In June 2020, I had mentioned in my article that L&T is looking to sell its mutual fund business. Earlier reports suggested that Private Equity firm Blackstone was a top contender to buy L&T mutual fund.

It is now clear that HSBC Asset Management (India) Pvt. Ltd will acquire L&T Investment Management Ltd. , which is the investment manager of L&T Mutual Fund. As per the agreement, HSBC AMC will acquire 100% equity shares of L&T Investment Management Limited, a wholly-owned subsidiary of L&T Finance Holdings Ltd. for an aggregate purchase consideration of USD 425 million (approx Rs 3,200 crore).

L&T Finance Holdings will also be entitled to excess cash in L&T Investment Management until the completion of the acquisition. The transaction is subject to the requisite regulatory approvals. Both L&T Investment Management and HSBC AMC will work to ensure that there will be continuity of services to their investors and counterparties in the interim.

Why is L&T Mutual Fund selling its business?

The divestment of mutual fund business is part of L&T Finance Holding’s drive to unlock value from its subsidiaries to strengthen its balance sheet.

Mr Dinanath Dubhashi, Managing Director & CEO, L&T Finance Holdings commented, “The transaction with HSBC is in line with our strategic objective of unlocking value from our subsidiaries which will help us to strengthen our balance sheet for our lending business. When seen alongside the recent capital raise it provides us with enough ammunition to increase the pace of retailisation in our lending portfolio, which is one of our long-term goals.”

He further added, “Over the past 10 years, L&T Mutual Fund has garnered the trust of stakeholders across the spectrum, backed by steady and stable performance. The journey from an AUM of a few thousand crores to over Rs. 80,000 Cr this year speaks of the strength of the L&T Brand.”

L&T started its mutual fund business over a decade ago with the acquisition of DBS Cholamandalam AMC in 2009 and later acquired Fidelity’s mutual fund business in 2012.

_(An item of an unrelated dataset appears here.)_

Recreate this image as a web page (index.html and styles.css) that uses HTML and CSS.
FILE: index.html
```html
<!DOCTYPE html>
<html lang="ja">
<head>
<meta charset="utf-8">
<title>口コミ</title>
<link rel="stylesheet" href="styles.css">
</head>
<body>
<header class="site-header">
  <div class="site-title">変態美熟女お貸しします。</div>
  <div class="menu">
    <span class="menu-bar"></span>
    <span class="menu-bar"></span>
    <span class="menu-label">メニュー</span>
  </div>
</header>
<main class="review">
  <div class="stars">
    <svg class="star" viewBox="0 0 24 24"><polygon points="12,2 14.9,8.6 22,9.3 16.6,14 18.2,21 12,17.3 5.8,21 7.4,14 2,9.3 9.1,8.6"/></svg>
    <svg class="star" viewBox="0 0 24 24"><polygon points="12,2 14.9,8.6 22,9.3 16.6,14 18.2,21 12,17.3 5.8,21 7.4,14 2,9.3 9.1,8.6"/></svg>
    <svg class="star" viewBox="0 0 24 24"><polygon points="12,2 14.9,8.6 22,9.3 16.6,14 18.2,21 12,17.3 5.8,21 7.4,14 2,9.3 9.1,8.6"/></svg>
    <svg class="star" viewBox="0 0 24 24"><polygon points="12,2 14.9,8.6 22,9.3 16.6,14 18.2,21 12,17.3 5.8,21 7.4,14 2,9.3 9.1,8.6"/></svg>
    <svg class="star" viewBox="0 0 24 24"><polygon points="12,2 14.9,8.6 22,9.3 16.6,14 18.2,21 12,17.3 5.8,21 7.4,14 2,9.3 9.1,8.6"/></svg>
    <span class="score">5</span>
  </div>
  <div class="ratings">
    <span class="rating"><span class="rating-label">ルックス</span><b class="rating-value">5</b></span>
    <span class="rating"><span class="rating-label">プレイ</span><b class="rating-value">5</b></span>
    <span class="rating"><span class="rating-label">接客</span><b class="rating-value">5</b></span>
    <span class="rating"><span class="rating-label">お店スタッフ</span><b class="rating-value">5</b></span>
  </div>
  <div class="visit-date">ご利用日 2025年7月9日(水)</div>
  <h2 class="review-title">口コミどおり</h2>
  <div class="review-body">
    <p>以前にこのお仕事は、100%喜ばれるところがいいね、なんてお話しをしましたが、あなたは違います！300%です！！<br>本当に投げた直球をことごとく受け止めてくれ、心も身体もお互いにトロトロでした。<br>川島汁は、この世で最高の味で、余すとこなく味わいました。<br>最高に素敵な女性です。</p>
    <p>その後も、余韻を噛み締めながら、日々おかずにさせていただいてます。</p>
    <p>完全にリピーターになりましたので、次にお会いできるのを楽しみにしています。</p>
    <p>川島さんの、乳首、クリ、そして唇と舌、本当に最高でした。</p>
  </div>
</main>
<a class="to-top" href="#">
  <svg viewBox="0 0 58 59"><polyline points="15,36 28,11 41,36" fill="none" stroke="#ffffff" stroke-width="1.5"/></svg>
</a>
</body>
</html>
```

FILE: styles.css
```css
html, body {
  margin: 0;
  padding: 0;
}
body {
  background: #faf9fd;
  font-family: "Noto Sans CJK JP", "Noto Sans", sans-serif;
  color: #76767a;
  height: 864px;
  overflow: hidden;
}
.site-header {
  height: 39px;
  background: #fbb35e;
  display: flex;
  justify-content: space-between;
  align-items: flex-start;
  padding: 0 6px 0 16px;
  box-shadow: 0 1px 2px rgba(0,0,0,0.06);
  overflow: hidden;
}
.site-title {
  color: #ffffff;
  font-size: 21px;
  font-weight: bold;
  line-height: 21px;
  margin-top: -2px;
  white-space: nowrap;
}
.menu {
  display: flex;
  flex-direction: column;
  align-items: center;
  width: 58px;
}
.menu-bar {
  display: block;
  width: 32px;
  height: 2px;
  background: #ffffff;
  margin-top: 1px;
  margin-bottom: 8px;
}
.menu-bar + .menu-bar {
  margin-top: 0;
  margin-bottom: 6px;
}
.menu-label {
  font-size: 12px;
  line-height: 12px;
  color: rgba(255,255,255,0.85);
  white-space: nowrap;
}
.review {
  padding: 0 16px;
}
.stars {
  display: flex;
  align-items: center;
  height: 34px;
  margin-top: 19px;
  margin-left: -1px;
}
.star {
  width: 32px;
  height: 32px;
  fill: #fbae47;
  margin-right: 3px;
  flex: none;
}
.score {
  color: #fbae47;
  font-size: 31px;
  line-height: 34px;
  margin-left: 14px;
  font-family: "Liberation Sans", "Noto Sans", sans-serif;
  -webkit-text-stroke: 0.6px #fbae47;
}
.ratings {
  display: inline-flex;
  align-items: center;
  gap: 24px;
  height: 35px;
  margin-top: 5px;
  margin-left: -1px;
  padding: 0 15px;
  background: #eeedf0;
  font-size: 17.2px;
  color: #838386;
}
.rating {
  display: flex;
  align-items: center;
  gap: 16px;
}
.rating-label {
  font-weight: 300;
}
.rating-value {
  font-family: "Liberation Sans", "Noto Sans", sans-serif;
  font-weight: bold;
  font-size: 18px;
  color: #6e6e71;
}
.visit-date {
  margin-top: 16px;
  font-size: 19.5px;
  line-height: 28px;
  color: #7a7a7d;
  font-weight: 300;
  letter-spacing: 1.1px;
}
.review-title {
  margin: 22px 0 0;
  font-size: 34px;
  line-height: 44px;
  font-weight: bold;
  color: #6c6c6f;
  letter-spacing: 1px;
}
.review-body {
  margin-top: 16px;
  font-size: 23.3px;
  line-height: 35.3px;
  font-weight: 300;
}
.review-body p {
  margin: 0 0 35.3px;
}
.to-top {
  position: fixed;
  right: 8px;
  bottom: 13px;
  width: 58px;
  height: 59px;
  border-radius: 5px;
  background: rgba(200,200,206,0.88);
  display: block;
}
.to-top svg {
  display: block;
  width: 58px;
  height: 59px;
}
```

L&T Mutual Fund has an AUM of around 77,765 crore as of November 30, 2021, which makes it the 14th largest AMC in India. The AMC has 54 open-ended schemes, which includes 12 equity schemes constituting around 33,506 crore of its total AUM.

How will the acquisition benefit HSBC Asset Management?

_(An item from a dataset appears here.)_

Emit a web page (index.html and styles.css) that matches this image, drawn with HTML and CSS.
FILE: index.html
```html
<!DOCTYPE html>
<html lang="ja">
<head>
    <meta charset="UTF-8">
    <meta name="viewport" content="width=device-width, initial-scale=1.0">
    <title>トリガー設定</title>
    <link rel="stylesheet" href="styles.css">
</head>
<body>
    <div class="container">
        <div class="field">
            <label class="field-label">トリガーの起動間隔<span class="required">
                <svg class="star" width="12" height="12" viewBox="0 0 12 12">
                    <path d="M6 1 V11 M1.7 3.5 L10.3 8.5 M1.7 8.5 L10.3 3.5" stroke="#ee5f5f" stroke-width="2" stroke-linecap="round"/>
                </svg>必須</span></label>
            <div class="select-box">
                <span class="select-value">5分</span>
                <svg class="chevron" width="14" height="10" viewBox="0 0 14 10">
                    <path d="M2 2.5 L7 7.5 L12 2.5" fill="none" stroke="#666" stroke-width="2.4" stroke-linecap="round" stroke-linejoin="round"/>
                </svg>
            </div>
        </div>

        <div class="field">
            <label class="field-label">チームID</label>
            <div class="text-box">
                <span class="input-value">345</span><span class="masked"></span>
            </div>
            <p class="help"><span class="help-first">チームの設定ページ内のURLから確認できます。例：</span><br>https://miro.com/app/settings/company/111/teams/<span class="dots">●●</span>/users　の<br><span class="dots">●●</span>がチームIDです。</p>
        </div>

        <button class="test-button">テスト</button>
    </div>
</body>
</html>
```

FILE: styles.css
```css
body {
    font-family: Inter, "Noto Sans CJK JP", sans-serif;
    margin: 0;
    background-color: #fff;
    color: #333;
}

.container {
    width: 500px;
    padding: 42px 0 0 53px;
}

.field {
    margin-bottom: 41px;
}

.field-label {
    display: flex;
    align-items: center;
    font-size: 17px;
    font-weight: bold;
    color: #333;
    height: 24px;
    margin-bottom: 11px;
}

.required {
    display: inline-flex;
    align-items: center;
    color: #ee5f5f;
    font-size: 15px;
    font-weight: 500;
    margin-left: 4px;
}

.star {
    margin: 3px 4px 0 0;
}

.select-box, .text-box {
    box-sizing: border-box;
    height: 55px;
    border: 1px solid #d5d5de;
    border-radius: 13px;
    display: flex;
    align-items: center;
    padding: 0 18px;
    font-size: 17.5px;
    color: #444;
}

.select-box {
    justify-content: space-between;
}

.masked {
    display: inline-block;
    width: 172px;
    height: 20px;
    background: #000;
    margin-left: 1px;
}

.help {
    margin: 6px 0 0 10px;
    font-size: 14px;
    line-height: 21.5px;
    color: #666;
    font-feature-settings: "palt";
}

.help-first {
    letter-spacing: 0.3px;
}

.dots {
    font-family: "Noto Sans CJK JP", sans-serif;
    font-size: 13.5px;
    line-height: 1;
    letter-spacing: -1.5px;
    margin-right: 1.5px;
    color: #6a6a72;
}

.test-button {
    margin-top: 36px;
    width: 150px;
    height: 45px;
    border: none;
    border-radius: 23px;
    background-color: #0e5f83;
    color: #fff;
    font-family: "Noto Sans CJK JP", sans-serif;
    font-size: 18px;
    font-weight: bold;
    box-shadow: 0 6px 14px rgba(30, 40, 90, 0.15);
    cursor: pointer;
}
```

HSBC Mutual Fund ranks 23rd with assets of Rs 12,323 crore, of which equity schemes account for Rs 4,155 crore.

According to a press release by L&T Finance Holdings, the acquisition of L&T Investment Management is in line with the strategic growth plans of HSBC in India. HSBC stands to gain from an experienced team, diversified assets, a strong retail customer base, and the vast geographical reach that L&T Mutual Fund has built over the years.

The press release further stated that L&T Mutual Fund has an established and well-diversified distribution channel mix of Banks, Private Wealth Firms, National Distributors and Mutual Fund Distributors (MFDs) across India. Hence, with the merger of operations of L&T Investment Management with that of its existing asset management business, HSBC intends to grow its business and assets in India.

What should investors of L&T Mutual Fund do?

HSBC is one of the world’s largest banking and financial services organisations. However, many of HSBC AMC’s schemes across categories have not fared well on risk-reward parameters. Meanwhile, several schemes of the AMC do not have a long term track record, having been recently launched. On the other hand, L&T Mutual Fund’s performance across various categories has been below average in the last few years.

It remains to be seen if the growth in asset size, wider distribution network, and larger investor base post acquisition of L&T Mutual Fund culminates into improved performance of HSBC Mutual Fund schemes.

If you are an investor in any of these schemes you need to keep a close watch on its performance post the acquisition. Consider exiting the schemes if they show extended bouts of underperformance compared to the benchmark and the category peers.

Moreover, some schemes of L&T Mutual Fund are likely to be merged with the schemes of HSBC AMC and may undergo changes in fundamental attributes. If the merged scheme follows a more aggressive/conservative investment approach than the current scheme and is no longer in congruence with your risk profile, or if the investment objective of the merged scheme does not align with your own investment objective, you can consider exiting the scheme during the free exit load period.

To conclude

It is important to understand the investment philosophy of the fund house and the investment processes they follow. Only process-driven fund houses can give you consistent performers over the long term.

Further, before making any investment decisions evaluate your investment objective, risk appetite, and investment horizon to select the most suitable scheme that scores well on quantitative as well as qualitative parameters.